Steve Pearce

Steve Pearce

In the span of a year, 2012, he bounced between six major league teams.

Six years later, he was named the World Series MVP.

Driven by a blue-collar work ethic and supported by a loving wife and strong family, Steve Pearce persevered when others might have quit. The perseverance earned him a spot in the Polk County Sports Hall of Fame.

“I used it to put a chip on my shoulder,” Pearce said of 2012. “It was fuel. It was time to see what I was made of.”

Raised in Lakeland, all three of the Pearce brothers were into sports.

“I played Pee Wee football, sure, but baseball was my favorite,” said Pearce. “By the time high school came around, it was the only sport I wanted to play, all the time.”

Playing shortstop for the Dreadnaughts, he hit .400 with 36 RBIs in 2001, his senior year, en route to Lakeland reaching the state tournament.

“I stay in touch with both Ron and Matt Nipper and Chuck Smith – all my high school coaches,” he said. “I make it a point to see them when I come home.”

After graduation, Pearce opted for Indian River Community College, where he led them in batting average both years. Selected for the Major League Draft, he instead opted for the University of South Carolina. He led the team in batting average, home runs and RBIs in both 2004 and 2005. In his first year, he helped lead the Gamecocks to their third consecutive appearance in the College World Series by hitting .346 with 21 home runs and 70 RBIs, earning team Rookie of the Year honors as well as the NCAA Regional All-Tournament Team and the College World Series All-Tournament Team.

Drafted in 2005 in the eighth round by the Pittsburgh Pirates, he’d find himself on a Major League field in two years. It would take another four years, 2011, before he’d win a roster spot out of Spring Training.

Then 2012 struck. Released by the Minnesota Twins after signing with them in the offseason, Pearce would be signed by the New York Yankees, traded to the Baltimore Orioles, claimed off waivers by the Houston Astros, bought from the Astros back to the Yankees, and claimed off waivers by Orioles, on Sept. 29 – just days from the end of the season.

“That was a tough year,” said Pearce. “My wife was pregnant, too. All that shuffling around, it makes you see what you are made of.”

It also made him realize the true driving force behind his career – family.

“My wife, Jessica, is my rock,” he said. “She took care of all those things fans don’t think of, like having to pack up when a player changes teams, or taking care of things when I was on the road. She took care of me so I could concentrate on baseball. And I couldn’t have done it without my parents, they were my number-one fans. I thank them and love them very much.”

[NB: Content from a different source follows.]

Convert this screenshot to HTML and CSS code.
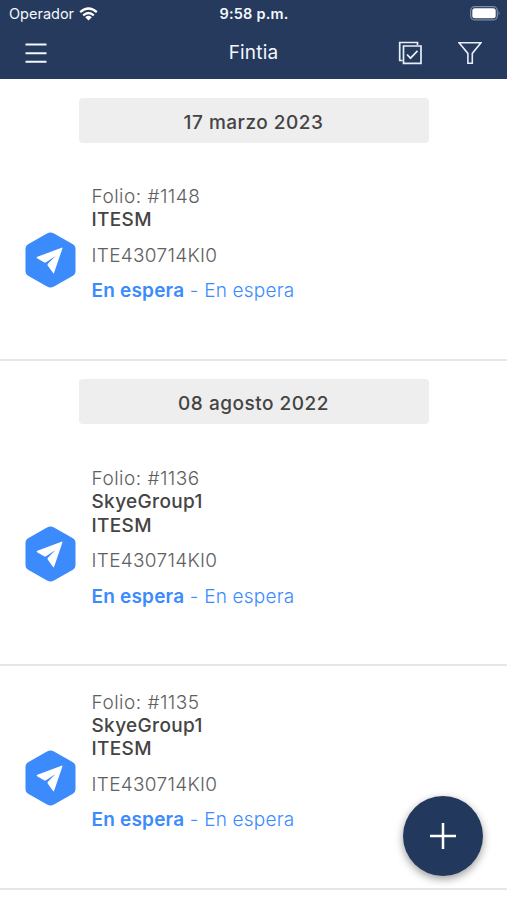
FILE: index.html
```html
<!DOCTYPE html>
<html lang="es">
<head>
<meta charset="utf-8">
<meta name="viewport" content="width=device-width, initial-scale=1">
<title>Fintia</title>
<link rel="stylesheet" href="styles.css">
</head>
<body>
<svg width="0" height="0" class="defs" aria-hidden="true">
  <symbol id="send" viewBox="0 0 50 56">
    <path d="M21.5 1.500 Q25 -.5 28.500 1.500 L47 12 Q50 13.700 50 17 V39 Q50 42.300 47 44 L28.500 54.500 Q25 56.500 21.500 54.500 L3 44 Q0 42.300 0 39 V17 Q0 13.700 3 12 Z" fill="#3c8bfc"/>
    <path d="M36 15.700 Q37.100 15.200 36.900 16.400 L28.700 40.500 Q28.100 42.200 27.200 40.600 L22.200 33.400 Q21.700 32.600 22.400 31.800 L30 24 L20.600 30.200 Q19.600 30.900 18.500 30.200 L11.600 26.300 Q10.500 25.400 11.900 24.800 Z" fill="#fff"/>
  </symbol>
</svg>
<header class="header">
  <div class="status">
    <div class="carrier"><span>Operador</span>
      <svg width="19" height="14" viewBox="0 0 19 14" fill="none" stroke="#fff" stroke-width="2.300"><path d="M1.200 5.100Q9.500-2 17.800 5.100M4.200 8.300Q9.500 3.700 14.800 8.300"/><path d="M6.200 10.200Q9.500 7.500 12.800 10.200L9.500 13.600Z" fill="#fff" stroke="none"/></svg>
    </div>
    <div class="clock">9:58 p.m.</div>
    <svg class="battery" width="31" height="15" viewBox="0 0 31 15"><rect x=".7" y=".7" width="26.600" height="13.200" rx="4" fill="none" stroke="#7f8ba1" stroke-width="1.300"/><rect x="2.300" y="2.300" width="23.400" height="10" rx="2.500" fill="#fff"/><path d="M28.600 5Q30.500 7.300 28.600 9.600Z" fill="#7f8ba1"/></svg>
  </div>
  <nav class="nav">
    <svg class="menu" width="22" height="22" viewBox="0 0 22 22" stroke="#f4f8fc" stroke-width="2"><path d="M.5 2.500H21.500M.5 11.200H21.500M.5 19.800H21.500"/></svg>
    <h1 class="title">Fintia</h1>
    <div class="actions">
      <svg width="24" height="24" viewBox="0 0 24 24" fill="none" stroke="#e6eef8" stroke-width="1.700"><path d="M19.500 4V1.500H1.700V19.500H4.500"/><path d="M5.500 5H23V22.300H5.500ZM9 13.500L12.500 17.200L19.500 9.800"/></svg>
      <svg width="24" height="24" viewBox="0 0 24 24" fill="none" stroke="#e6eef8" stroke-width="1.600"><path d="M1 1.800H23L14.300 12.400V22.300H9.900V12.400Z"/></svg>
    </div>
  </nav>
</header>
<main>
  <section class="group">
    <h2 class="date">17 marzo 2023</h2>
    <article class="item">
      <svg class="badge"><use href="#send"/></svg>
      <div class="info">
        <p class="folio">Folio: #1148</p>
        <p class="name">ITESM</p>
        <p class="rfc">ITE430714KI0</p>
        <p class="state"><b>En espera</b> - En espera</p>
      </div>
    </article>
  </section>
  <section class="group">
    <h2 class="date">08 agosto 2022</h2>
    <article class="item">
      <svg class="badge"><use href="#send"/></svg>
      <div class="info">
        <p class="folio">Folio: #1136</p>
        <p class="name">SkyeGroup1</p>
        <p class="name">ITESM</p>
        <p class="rfc">ITE430714KI0</p>
        <p class="state"><b>En espera</b> - En espera</p>
      </div>
    </article>
    <article class="item">
      <svg class="badge"><use href="#send"/></svg>
      <div class="info">
        <p class="folio">Folio: #1135</p>
        <p class="name">SkyeGroup1</p>
        <p class="name">ITESM</p>
        <p class="rfc">ITE430714KI0</p>
        <p class="state"><b>En espera</b> - En espera</p>
      </div>
    </article>
  </section>
</main>
<button class="fab" aria-label="Agregar"><svg width="28" height="28" viewBox="0 0 28 28" stroke="#fff" stroke-width="2.500"><path d="M14 1V27M1 14H27"/></svg></button>
</body>
</html>
```
FILE: styles.css
```css
* { box-sizing: border-box; }
body {
  margin: 0;
  height: 900px;
  overflow: hidden;
  background: #fff;
  color: #444;
  font-family: Inter, "Liberation Sans", sans-serif;
  font-size: 19px;
}
h1, h2, p { margin: 0; }
svg { display: block; flex: none; }
.defs { position: absolute; }

.header { height: 79px; background: #253a5c; color: #f4f8fc; }
.status {
  display: grid;
  grid-template-columns: 1fr auto 1fr;
  align-items: center;
  height: 27px;
  padding: 0 6px 0 7px;
  font-size: 14.5px;
}
.carrier { display: flex; align-items: center; gap: 5px; padding-left: 2px; }
.clock { font-weight: 600; letter-spacing: .2px; }
.battery { justify-self: end; }
.nav {
  display: grid;
  grid-template-columns: 1fr auto 1fr;
  align-items: center;
  height: 51px;
  padding: 0 25px;
}
.title { font-size: 19px; font-weight: 400; letter-spacing: .2px; }
.actions { display: flex; justify-content: flex-end; gap: 36px; }

.date {
  width: 350px;
  height: 45px;
  margin: 0 auto 18px;
  border-radius: 4px;
  background: #eee;
  font-size: 19px;
  font-weight: 500;
  line-height: 50px;
  letter-spacing: .5px;
  text-align: center;
}
.group { padding-top: 18.5px; }
.item {
  display: flex;
  align-items: center;
  gap: 15.5px;
  padding: 24.5px 25px 56px;
  border-bottom: 2px solid #e6e6e6;
}
.badge { width: 51px; height: 56px; position: relative; top: 16.5px; }
.info { line-height: 23.4px; }
.folio, .rfc { color: #606060; font-weight: 300; letter-spacing: .3px; }
.folio { letter-spacing: .48px; }
.name { font-weight: 500; letter-spacing: .35px; }
.rfc, .state { margin-top: 12.1px; }
.state { color: #3c8bfc; font-weight: 300; letter-spacing: .2px; }
.state b { font-weight: 600; }

.fab {
  position: fixed;
  right: 24px;
  bottom: 24px;
  display: grid;
  place-items: center;
  width: 80px;
  height: 80px;
  border: 0;
  border-radius: 50%;
  background: #22395d;
  box-shadow: 0 3px 9px rgba(0, 0, 0, .4);
}
```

Pearce blossomed in Baltimore, hitting .293 with 21 home runs during the 2014 season. It’s also where he found what would be his calling card.

“I fit a niche,” he said. “Jack of all trades. I’m athletic, and I can play anywhere, and I can hit. Most of all, I never complained.”

He’d also spend 2015 with them before signing with the Rays for the 2016 season.

“It was nice being able to grow some roots,” he said. “Less of a whirlwind”

After stints with the Orioles, again, and Blue Jays, he was traded to the Boston Red Sox on June 28, 2018. In three months, he’d find himself the regular first baseball. In four months, he’d find himself MVP of the 2018 World Series against the Los Angeles Dodgers.

“I just rode the wave,” he said. “It was great. Boston is a great baseball town, and we had the city at our back. It was a great situation with a great bunch of guys, and I just fit in.”

It didn’t hurt that Pearce, playing first base, hit .333 on the World Series, with three home runs. He hit two home runs to seal the win in Game 5, joining only Babe Ruth and Ted Kluszewski as the only players age 35 or over to have a multi-home run game in the World Series.

While he may have retired after the 2019 season, Pearce isn’t slowing down. He’s Coach Pearce now, helping out on his 10-year-old daughter Jensen’s softball team. Five-year-old Cruise isn’t quite into organized sports yet.